##### Records supplied #####

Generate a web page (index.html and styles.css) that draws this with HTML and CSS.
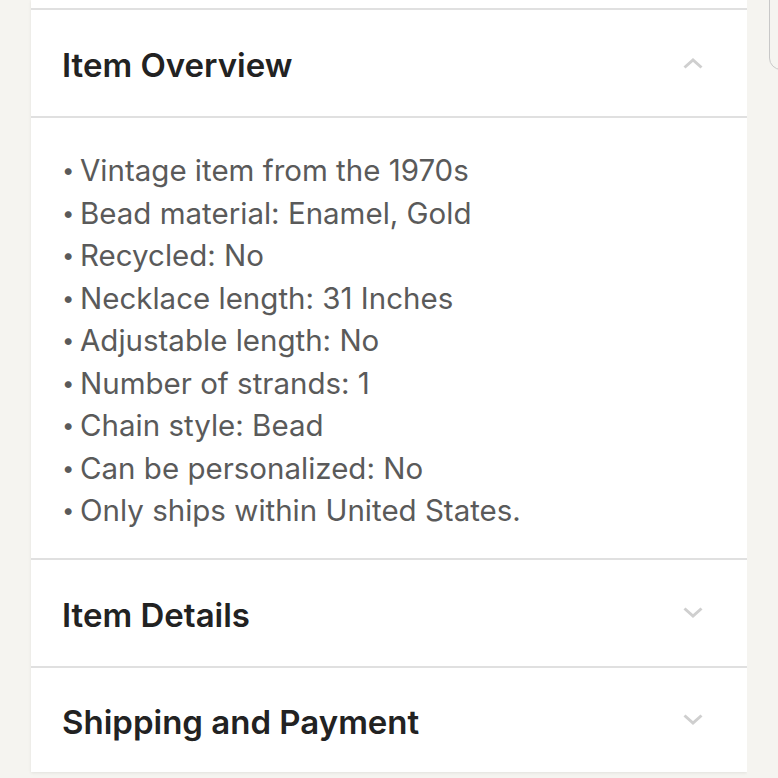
FILE: index.html
```html
<!DOCTYPE html>
<html>
<head>
<meta charset="utf-8">
<link rel="stylesheet" href="styles.css">
</head>
<body>
<div class="page">
  <div class="card">
    <div class="stub"></div>
    <section class="panel">
      <div class="head">
        <h2 class="title">Item Overview</h2>
        <svg class="chev" width="20" height="11" viewBox="0 0 20 11"><path d="M1.5 9.5 L10 2 L18.5 9.5" fill="none" stroke="#cfcfcf" stroke-width="3"/></svg>
      </div>
      <ul class="list">
        <li>Vintage item from the 1970s</li>
        <li>Bead material: Enamel, Gold</li>
        <li>Recycled: No</li>
        <li>Necklace length: 31 Inches</li>
        <li>Adjustable length: No</li>
        <li>Number of strands: 1</li>
        <li>Chain style: Bead</li>
        <li>Can be personalized: No</li>
        <li>Only ships within United States.</li>
      </ul>
    </section>
    <section class="panel">
      <div class="head">
        <h2 class="title">Item Details</h2>
        <svg class="chev" width="20" height="11" viewBox="0 0 20 11"><path d="M1.5 1.5 L10 9 L18.5 1.5" fill="none" stroke="#cfcfcf" stroke-width="3"/></svg>
      </div>
    </section>
    <section class="panel last">
      <div class="head">
        <h2 class="title">Shipping and Payment</h2>
        <svg class="chev" width="20" height="11" viewBox="0 0 20 11"><path d="M1.5 1.5 L10 9 L18.5 1.5" fill="none" stroke="#cfcfcf" stroke-width="3"/></svg>
      </div>
    </section>
  </div>
</div>
<div class="side-pill"></div>
</body>
</html>
```
FILE: styles.css
```css
html, body {
  margin: 0;
  padding: 0;
  background: #f5f4f0;
  font-family: "Inter", "Roboto", sans-serif;
}
.page {
  padding-left: 31px;
  width: 716px;
  overflow: hidden;
  height: 778px;
}
.card {
  background: #fff;
  box-shadow: 0 1px 3px rgba(0,0,0,0.08);
}
.stub {
  height: 8px;
}
.panel {
  border-top: 2px solid #e0e0e0;
}
.head {
  height: 106px;
  box-sizing: border-box;
  padding: 4px 44px 0 31px;
  display: flex;
  align-items: center;
  justify-content: space-between;
}
.title {
  margin: 0;
  font-size: 33px;
  font-weight: 600;
  color: #222;
}
.chev {
  display: block;
  margin-top: -4px;
}
.list {
  list-style: none;
  margin: 0;
  border-top: 2px solid #e0e0e0;
  padding: 31px 31px 26px 31px;
}
.list li {
  font-size: 29.5px;
  line-height: 42.5px;
  color: #5a5a5a;
}
.list li::before {
  content: "•";
  display: inline-block;
  width: 18px;
  font-size: 22px;
  vertical-align: top;
}
.last .head {
  height: 104px;
}
.side-pill {
  position: fixed;
  top: -20px;
  left: 769px;
  width: 40px;
  height: 90px;
  border: 1px solid #c8c8c8;
  border-radius: 12px;
  box-sizing: border-box;
  background: #f5f4f0;
}
```
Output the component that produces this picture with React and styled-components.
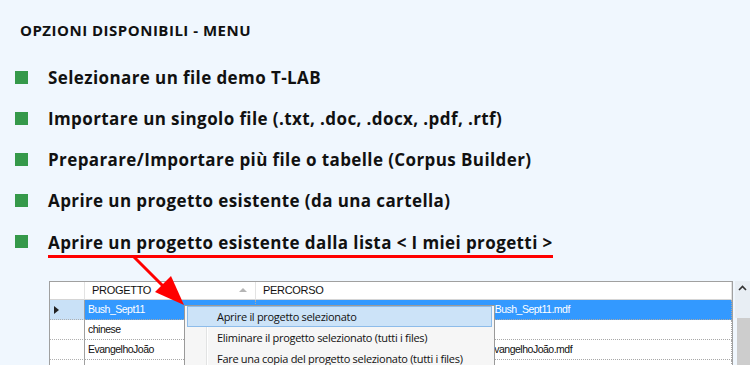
import React from "react";
import styled, { createGlobalStyle } from "styled-components";

const GlobalStyle = createGlobalStyle`
  html, body { margin: 0; padding: 0; background: #F0F7FE; }
  body { width: 750px; height: 365px; overflow: hidden; font-family: "Open Sans", "Noto Sans", sans-serif; }
  * { box-sizing: border-box; }
`;

const Page = styled.div`
  position: relative;
  width: 750px;
  height: 365px;
  overflow: hidden;
  padding-top: 20px;
  background: #F0F7FE;
`;

const Title = styled.h1`
  margin: 0 0 0 20px;
  font: 700 15px/20px "Open Sans", sans-serif;
  letter-spacing: 0.5px;
  color: #111;
`;

const OptionList = styled.ul`
  list-style: none;
  margin: 17px 0 0 15px;
  padding: 0;
  display: flex;
  flex-direction: column;
`;

const Option = styled.li`
  display: flex;
  align-items: center;
  height: 41px;
  gap: 20px;
`;

const Bullet = styled.span`
  width: 13px;
  height: 13px;
  background: #35994A;
  flex: none;
`;

const OptionText = styled.span`
  font: 700 17px/20px "Open Sans", sans-serif;
  letter-spacing: 0.4px;
  color: #111;
  ${(p) => p.$marked && `
    padding: 3px 0 2px 0;
    border-bottom: 3px solid #F00;
    margin-top: 4px;
  `}
`;

const GridArea = styled.div`
  margin-top: 19px;
  display: flex;
  align-items: stretch;
  height: 84px;
`;

const Table = styled.div`
  margin-left: 49px;
  width: 684px;
  display: grid;
  grid-template-columns: 35px 171px 1fr;
  grid-auto-rows: 20px;
  grid-template-rows: 18px;
  border-top: 1px solid #A0A0A0;
  border-left: 1px solid #A0A0A0;
  border-right: 1px solid #A0A0A0;
  background: #fff;
  font: 400 10.5px/1 "Liberation Sans", Arial, sans-serif;
  letter-spacing: -0.5px;
  color: #111;
`;

const HeadCell = styled.div`
  display: flex;
  align-items: center;
  padding-left: 7px;
  background: #fff;
  border-right: 1px solid #E3E3E3;
  border-bottom: 1px solid #D5D5D5;
  position: relative;
  font-size: 11px;
  letter-spacing: -0.3px;
`;

const SortMark = styled.span`
  position: absolute;
  right: 8px;
  top: 6px;
  width: 0;
  height: 0;
  border-left: 4px solid transparent;
  border-right: 4px solid transparent;
  border-bottom: 4px solid #B5B5B5;
`;

const SelectorCell = styled.div`
  display: flex;
  align-items: center;
  padding-left: 4px;
  border-right: 1px solid #A0A0A0;
  border-bottom: 1px dotted #B0B0B0;
  background: ${(p) => (p.$active ? "#C9E1F7" : "#fff")};
`;

const RowMarker = styled.span`
  width: 0;
  height: 0;
  border-top: 4px solid transparent;
  border-bottom: 4px solid transparent;
  border-left: 5px solid #222;
`;

const Cell = styled.div`
  display: flex;
  align-items: center;
  padding-left: 3px;
  white-space: nowrap;
  overflow: hidden;
  border-right: 1px dotted #A8A8A8;
  border-bottom: 1px dotted #A8A8A8;
  background: ${(p) => (p.$active ? "#3399FF" : "#fff")};
  color: ${(p) => (p.$active ? "#fff" : "#111")};
`;

const ScrollBar = styled.div`
  margin-left: 2px;
  width: 15px;
  display: flex;
  flex-direction: column;
`;

const ScrollUp = styled.div`
  height: 37px;
  background: #E8EEF4;
  display: flex;
  justify-content: center;
  padding-top: 4px;
`;

const ScrollThumb = styled.div`
  flex: 1;
  margin-left: 2px;
  background: #CDCDCD;
`;

const ContextMenu = styled.div`
  position: absolute;
  left: 184px;
  top: 305px;
  width: 311px;
  padding: 0 2px 1px;
  background: #F6F6F6;
  border: 1px solid #9A9A9A;
  font: 400 11px/1 "Open Sans", sans-serif;
  letter-spacing: -0.3px;
  color: #111;
  &::before {
    content: "";
    position: absolute;
    left: 21px;
    top: 1px;
    bottom: 0;
    width: 1px;
    background: #E2E3E3;
    box-shadow: 1px 0 0 #fff;
  }
`;

const MenuItem = styled.div`
  position: relative;
  height: 21px;
  display: flex;
  align-items: center;
  padding-left: 29px;
  border: 1px solid ${(p) => (p.$hot ? "#8DBCEA" : "transparent")};
  background: ${(p) => (p.$hot ? "#CCE3F8" : "transparent")};
  z-index: 1;
`;

const ArrowLayer = styled.svg`
  position: absolute;
  left: 0;
  top: 0;
  pointer-events: none;
`;

const options = [
  "Selezionare un file demo T-LAB",
  "Importare un singolo file (.txt, .doc, .docx, .pdf, .rtf)",
  "Preparare/Importare più file o tabelle (Corpus Builder)",
  "Aprire un progetto esistente (da una cartella)",
];

const rows = [
  { name: "Bush_Sept11", path: "C:\\Users\\Documenti\\T-LAB PRO\\Projects\\Bush_Sept11\\Bush_Sept11.mdf", active: true },
  { name: "chinese", path: "C:\\Users\\Documenti\\chinese.mdf" },
  { name: "EvangelhoJoão", path: "C:\\Users\\Documenti\\T-LAB PRO\\Projects\\Evangelhos\\EvangelhoJoão.mdf" },
  { name: "", path: "" },
];

export default function App() {
  return (
    <Page>
      <GlobalStyle />
      <Title>OPZIONI DISPONIBILI - MENU</Title>
      <OptionList>
        {options.map((o) => (
          <Option key={o}>
            <Bullet />
            <OptionText>{o}</OptionText>
          </Option>
        ))}
        <Option>
          <Bullet />
          <OptionText $marked>Aprire un progetto esistente dalla lista &lt; I miei progetti &gt;</OptionText>
        </Option>
      </OptionList>
      <GridArea>
        <Table>
          <HeadCell />
          <HeadCell>
            PROGETTO
            <SortMark />
          </HeadCell>
          <HeadCell>PERCORSO</HeadCell>
          {rows.map((r, i) => (
            <React.Fragment key={i}>
              <SelectorCell $active={r.active}>{r.active && <RowMarker />}</SelectorCell>
              <Cell $active={r.active}>{r.name}</Cell>
              <Cell $active={r.active}>{r.path}</Cell>
            </React.Fragment>
          ))}
        </Table>
        <ScrollBar>
          <ScrollUp>
            <svg width="9" height="6" viewBox="0 0 9 6">
              <path d="M1 5 L4.5 1.5 L8 5" fill="none" stroke="#333" strokeWidth="1.6" />
            </svg>
          </ScrollUp>
          <ScrollThumb />
        </ScrollBar>
      </GridArea>
      <ContextMenu>
        <MenuItem $hot>Aprire il progetto selezionato</MenuItem>
        <MenuItem>Eliminare il progetto selezionato (tutti i files)</MenuItem>
        <MenuItem>Fare una copia del progetto selezionato (tutti i files)</MenuItem>
      </ContextMenu>
      <ArrowLayer width="750" height="365" viewBox="0 0 750 365">
        <line x1="133" y1="256" x2="166" y2="289" stroke="#F00" strokeWidth="3" />
        <polygon points="184,305 155,292 171,276" fill="#F00" />
      </ArrowLayer>
    </Page>
  );
}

#####

● **Aim of the task**
Which lines hold the word "components"? Copy every one of them.

● **Final result**
Output the component that produces this picture with React and styled-components.
import styled, { createGlobalStyle } from "styled-components";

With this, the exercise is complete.